Mills got him in the door at Kapp Records and another pop song, "Time Has a Way," an early Noel Sherman-Barry Mann offering, was slated for his debut. A throwaway tune (at least in label boss Jack Kapp's opinion) was Keller's clever "Here Comes Summer," thrown together at the end of the session and placed on the single's B side (insurance should the timely subject matter catch on at the time of its late-spring '59 release). Juvenile ditties were not Kapp's cup of tea (he would change his mind a year later when a certain song about an "Itsy Bitsy Bikini" sold scads), but Jerry's lyrics nailed the "class dismissed" mindset ('School's not so bad, but summer's better...') while carrying on the romantic themes of the previous summer's crop (' gives me more time to see my girl...when we kiss it makes my flattop curl!') with a bonus hook calculated to make everyone...relax a little? "My Old Kentucky Home," Stephen Foster's Americana piece from 106 years earlier (and thus in the public domain) provided the tune for the line 'Oh let the sun shine bright on my happy summer home," a comforting subliminal throwback that couldn't have hurt the song's chances. It reached the top 20 in August, the biggest "summer" seller of the year. The Brits bought into it with even more gusto, though vacation time had come and gone by October, when "Here Comes Summer" hit number one in the U.K.
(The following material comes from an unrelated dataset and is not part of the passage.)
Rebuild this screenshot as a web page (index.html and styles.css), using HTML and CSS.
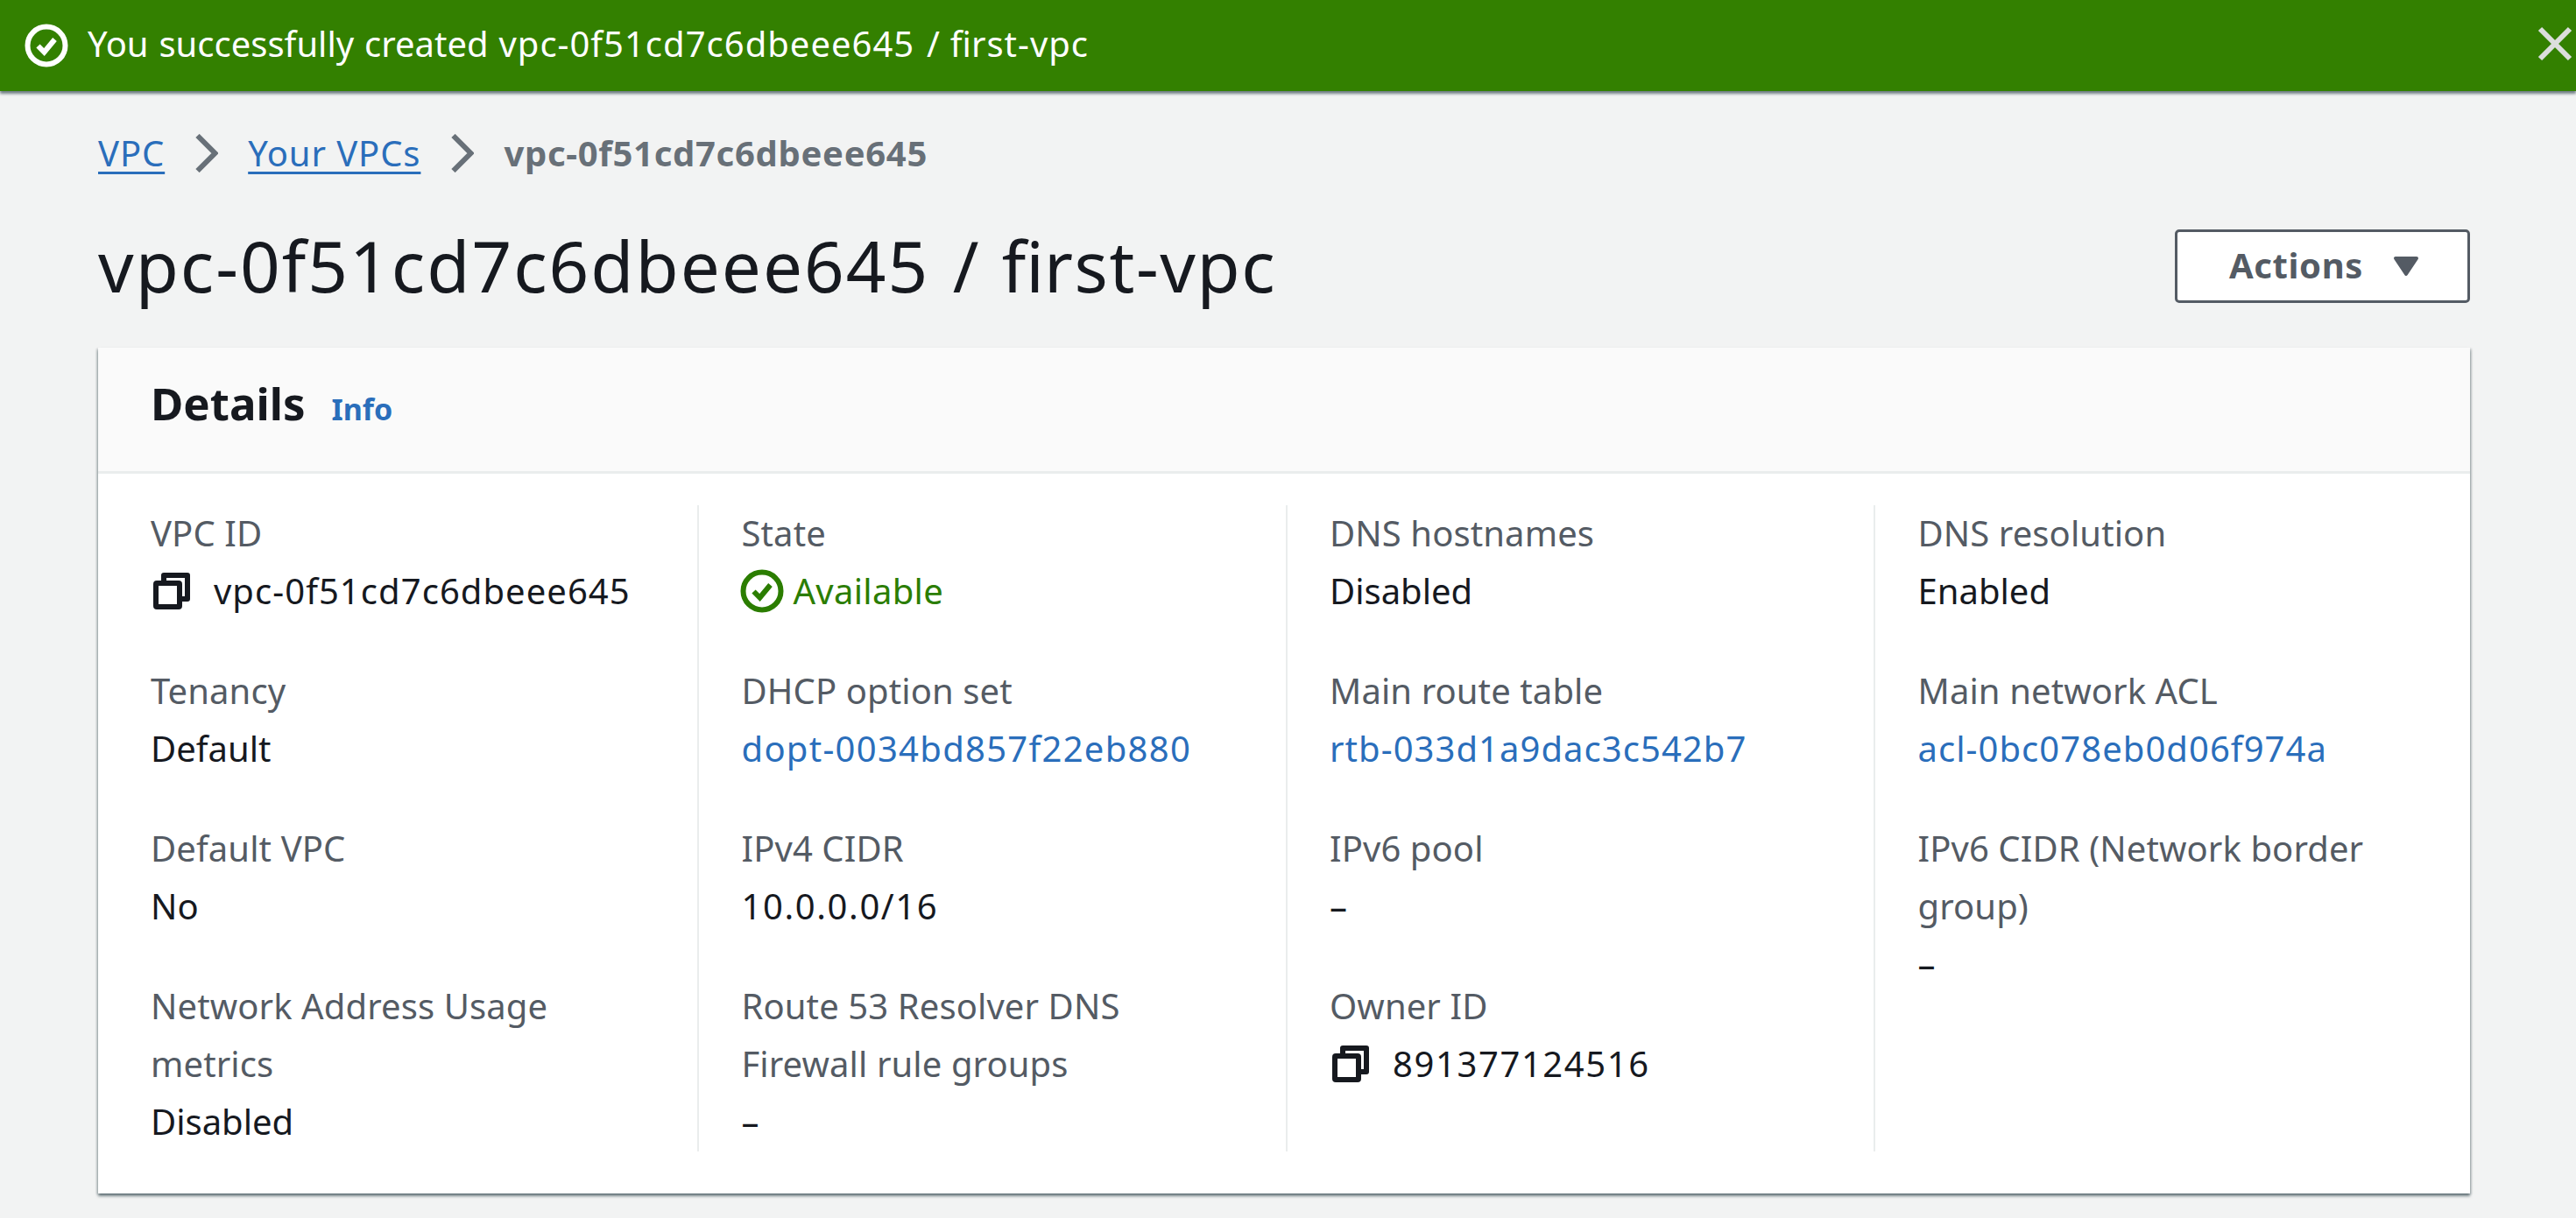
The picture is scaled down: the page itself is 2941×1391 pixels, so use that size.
FILE: index.html
```html
<!DOCTYPE html>
<html lang="en">
<head>
    <meta charset="UTF-8">
    <title>vpc-0f51cd7c6dbeee645 / first-vpc</title>
    <link rel="stylesheet" href="styles.css">
</head>
<body>
    <div class="flash">
        <svg class="flash-icon" viewBox="0 0 50 50"><circle cx="25" cy="25" r="21.500" fill="none" stroke="#fff" stroke-width="6"/><path d="M15.500 25.500l7 7 12-14.500" fill="none" stroke="#fff" stroke-width="6"/></svg>
        <span class="flash-text">You successfully created <span class="flash-id">vpc-0f51cd7c6dbeee645</span> / fi<span class="flash-rest">rst-vpc</span></span>
        <svg class="flash-close" viewBox="0 0 40 40"><path d="M3 3l34 34M37 3L3 37" fill="none" stroke="#dcdedd" stroke-width="6"/></svg>
    </div>

    <div class="content">
        <nav class="crumbs">
            <a href="#">VPC</a>
            <svg class="crumb-sep" viewBox="0 0 27 44"><path d="M3.500 2l20 20-20 20" fill="none" stroke="#687078" stroke-width="6"/></svg>
            <a href="#">Your VPCs</a>
            <svg class="crumb-sep" viewBox="0 0 27 44"><path d="M3.500 2l20 20-20 20" fill="none" stroke="#687078" stroke-width="6"/></svg>
            <span class="crumb-current">vpc-0f51cd7c6dbeee645</span>
        </nav>

        <div class="page-head">
            <h1><span class="title-id">vpc-0f51cd7c6dbeee645</span> / fi<span class="title-rest">rst-vpc</span></h1>
            <button class="actions"><span class="actions-text">Actions</span> <svg class="caret" viewBox="0 0 30 24"><path d="M3 3h24L15 21z" fill="#545b64" stroke="#545b64" stroke-width="4" stroke-linejoin="round"/></svg></button>
        </div>

        <div class="card">
            <div class="card-head">
                <h2>Details</h2>
                <a class="info" href="#">Info</a>
            </div>
            <div class="card-body">
                <div class="col">
                    <div class="item">
                        <div class="label">VPC ID</div>
                        <div class="value with-icon">
                            <svg class="copy" viewBox="0 0 42 42"><path d="M12 9V3h27v27h-7" fill="none" stroke="#16191f" stroke-width="6" stroke-linejoin="round"/><rect x="3" y="12" width="27" height="27" rx="1" fill="none" stroke="#16191f" stroke-width="6"/></svg>
                            <span class="id">vpc-0f51cd7c6dbeee645</span>
                        </div>
                    </div>
                    <div class="item">
                        <div class="label">Tenancy</div>
                        <div class="value">Default</div>
                    </div>
                    <div class="item">
                        <div class="label">Default VPC</div>
                        <div class="value">No</div>
                    </div>
                    <div class="item">
                        <div class="label">Network Address Usage metrics</div>
                        <div class="value">Disabled</div>
                    </div>
                </div>
                <div class="col">
                    <div class="item">
                        <div class="label">State</div>
                        <div class="value status">
                            <svg class="status-icon" viewBox="0 0 50 50"><circle cx="25" cy="25" r="21.500" fill="none" stroke="#2b7d00" stroke-width="6"/><path d="M15.500 25.500l7 7 12-14.500" fill="none" stroke="#2b7d00" stroke-width="6"/></svg>
                            Available
                        </div>
                    </div>
                    <div class="item">
                        <div class="label">DHCP option set</div>
                        <div class="value"><a class="id-long" href="#">dopt-0034bd857f22eb880</a></div>
                    </div>
                    <div class="item">
                        <div class="label">IPv4 CIDR</div>
                        <div class="value num">10.0.0.0/16</div>
                    </div>
                    <div class="item">
                        <div class="label">Route 53 Resolver DNS Firewall rule groups</div>
                        <div class="value">–</div>
                    </div>
                </div>
                <div class="col">
                    <div class="item">
                        <div class="label">DNS hostnames</div>
                        <div class="value">Disabled</div>
                    </div>
                    <div class="item">
                        <div class="label">Main route table</div>
                        <div class="value"><a class="id" href="#">rtb-033d1a9dac3c542b7</a></div>
                    </div>
                    <div class="item">
                        <div class="label">IPv6 pool</div>
                        <div class="value">–</div>
                    </div>
                    <div class="item">
                        <div class="label">Owner ID</div>
                        <div class="value with-icon">
                            <svg class="copy" viewBox="0 0 42 42"><path d="M12 9V3h27v27h-7" fill="none" stroke="#16191f" stroke-width="6" stroke-linejoin="round"/><rect x="3" y="12" width="27" height="27" rx="1" fill="none" stroke="#16191f" stroke-width="6"/></svg>
                            <span class="num">891377124516</span>
                        </div>
                    </div>
                </div>
                <div class="col">
                    <div class="item">
                        <div class="label">DNS resolution</div>
                        <div class="value">Enabled</div>
                    </div>
                    <div class="item">
                        <div class="label">Main network ACL</div>
                        <div class="value"><a class="id" href="#">acl-0bc078eb0d06f974a</a></div>
                    </div>
                    <div class="item">
                        <div class="label">IPv6 CIDR (Network border group)</div>
                        <div class="value">–</div>
                    </div>
                </div>
            </div>
        </div>
    </div>
</body>
</html>
```

FILE: styles.css
```css
body {
    margin: 0;
    background-color: #f2f3f3;
    color: #16191f;
    font-family: "Noto Sans", sans-serif;
    font-size: 40px;
    line-height: 66px;
}
a {
    color: #2a6ebb;
    text-decoration: none;
}

.flash {
    display: flex;
    align-items: center;
    height: 104px;
    padding-left: 28px;
    padding-right: 4px;
    background-color: #338000;
    color: white;
    box-shadow: 0 3px 3px rgba(0,28,36,0.55);
}
.flash-icon {
    width: 50px;
    height: 50px;
    margin-right: 22px;
}
.flash-text {
    flex: 1;
    margin-top: -4px;
    word-spacing: 1.5px;
}
.flash-id {
    margin-right: 2px;
    letter-spacing: 1px;
}
.flash-rest {
    letter-spacing: 1px;
}
.flash-close {
    width: 40px;
    height: 40px;
    margin-top: -5px;
}

.content {
    padding: 0 121px 28px 112px;
}

.crumbs {
    display: flex;
    align-items: center;
    height: 66px;
    margin-top: 38px;
    letter-spacing: 0.9px;
}
.crumbs a {
    text-decoration: underline;
    text-decoration-thickness: 3px;
    text-underline-offset: 6px;
}
.crumb-sep {
    width: 27px;
    height: 44px;
    margin: 0 34px;
}
.crumb-current {
    color: #687078;
    font-weight: 700;
    letter-spacing: 0.7px;
}

.page-head {
    display: flex;
    align-items: center;
    justify-content: space-between;
    height: 84px;
    margin-top: 54px;
}
h1 {
    margin: 0 0 2px;
    font-size: 80px;
    font-weight: 400;
    line-height: 84px;
    word-spacing: 5.5px;
}
.title-id {
    letter-spacing: 2px;
}
.title-rest {
    letter-spacing: 1.6px;
}
.actions {
    display: flex;
    align-items: center;
    gap: 34px;
    box-sizing: border-box;
    width: 337px;
    height: 84px;
    padding: 0 0 0 59px;
    border: 3px solid #545b64;
    border-radius: 5px;
    background-color: white;
    color: #545b64;
    font-family: "Noto Sans", sans-serif;
    font-size: 40px;
    font-weight: 700;
    letter-spacing: 0.6px;
}
.actions-text {
    margin-top: -3px;
}
.caret {
    width: 30px;
    height: 24px;
}

.card {
    margin-top: 51px;
    background-color: white;
    box-shadow: 0 3px 3px rgba(0,28,36,0.5), 2px 1px 2px rgba(0,28,36,0.14), -2px 1px 2px rgba(0,28,36,0.14);
}
.card-head {
    display: flex;
    align-items: baseline;
    gap: 30px;
    height: 144px;
    box-sizing: border-box;
    padding: 30px 60px 0;
    background-color: #fafafa;
    border-bottom: 3px solid #eaeded;
}
h2 {
    margin: 0;
    font-size: 51px;
    font-weight: 700;
}
.info {
    font-size: 34px;
    font-weight: 700;
}

.card-body {
    display: grid;
    grid-template-columns: repeat(4, 671.5px);
    height: 738px;
    padding: 36px 0 48px 12.5px;
}
.col {
    padding: 0 40px 0 48.5px;
    border-left: 2px solid #eaeded;
}
.col:first-child {
    padding-left: 47.5px;
    border-left: none;
}
.item {
    margin-bottom: 48px;
}
.item:first-child {
    margin-top: -1px;
}
.item:last-child {
    margin-bottom: 0;
}
.label {
    color: #545b64;
    letter-spacing: 0.1px;
}
.with-icon {
    display: flex;
    align-items: center;
    gap: 27px;
}
.id {
    letter-spacing: 1.05px;
}
.id-long {
    letter-spacing: 1.28px;
}
.num {
    letter-spacing: 1.6px;
}
.copy {
    width: 42px;
    height: 42px;
    margin-left: 3px;
}
.status {
    display: flex;
    align-items: center;
    gap: 11px;
    color: #2b7d00;
    letter-spacing: 0.3px;
}
.status-icon {
    width: 50px;
    height: 50px;
    margin-left: -2px;
}
```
Miffed, perhaps, that such teen tripe seemed to be replacing the good ol' pop standards, Jack Kapp exercised poor judgment by released the album Here Comes Jerry Keller, a collection of ballads, without including the midtempo hit that might have prevented it from hitting the bargain bins so quickly. Sid Tepper and Roy C. Bennett's "If I Had a Girl" was the fall follow-up, a near-carbon copy of Rod Lauren's version for RCA Victor that wound up in the top 40 (like Jerry, Rod soon had his own difficulties trying to avoid the "one-hit" void). Jerry didn't get a chance to compose any more A sides and his four remaining singles on Kapp came off in varying shades of schmaltz. He toured England in 1960 and was well-received by fans, then the draft board welcomed him into the ranks of the Army; while on leave in '61 he made some recordings for Capitol ("Be Careful How You Drive Young Joey" - "teenage tragedy" averted!) and signed with Coral Records after his discharge. He and Richard Coleman recycled ideas from the '59 hit and "Some Summer" resulted; they went so far as to sneak in the title and melody of Ren Shields and George Evans' "In the Good Old Summer Time," a newer standard (just 61 years old as of summer 1963)!

Freddy King

It appeared the only way Jerry might land a second hit was to write one...but not attempt to sing it! "Almost There," composed with Gloria Shayne of "Goodbye Cruel World" fame, was a minor hit for Andy Williams in late 1964. He and Gloria penned "The Legend of Shenandoah," a spoken word recording by James Stewart (the star of the '65 film Shenandoah), at about the same time Jerry fashioned the score for murder-horror-thriller I Saw What You Did starring Joan Crawford. He added lyrics to David Blume's jazz composition "Turn-Down Day" and N.Y.-based band The Cyrkle made it a summer '66 hit, placing Keller's name in the fine print of the pop chart's top 20...again, at long last! This led to another jazz-related project, composing lyrics for Francis Lai and Pierre Barouh's theme from the Oscar-nominated A Man and a Woman (too bad it missed getting nominated in the Best Original Song category...what a comeback that would have been!); flutist Herbie Mann and vocalist Tamiko Jones had the most successful version. Blume and Keller continued writing together and had a low-hanging chart single in '67 with "Foolin' Around" by Chris Montez.

Jerry made occasional records (for Reprise, RCA Victor and Warner Bros.) and wrote another film score (1969's Angel in My Pocket with former Mayberry sheriff Andy Griffith). In the 1970s he sang commercial jingles for Pepsi-Cola and other products and did some acting (in a pair of soapy late-'70s movies directed by Joe Brooks, You Light Up My Life and If Ever I See You Again). Meanwhile his ode to every kid's favorite time of year was remade by The Dave Clark Five in 1970; Nashville pop-rockers Wildfire (actually Jack "Stack-A-Track" Grochmal and DJ Scott Shannon) placed it on the U.S. charts in 1977. "Here Comes Summer" is the main thing Jerry Keller is remembered for, particularly during the time of year when the weather starts getting warmer.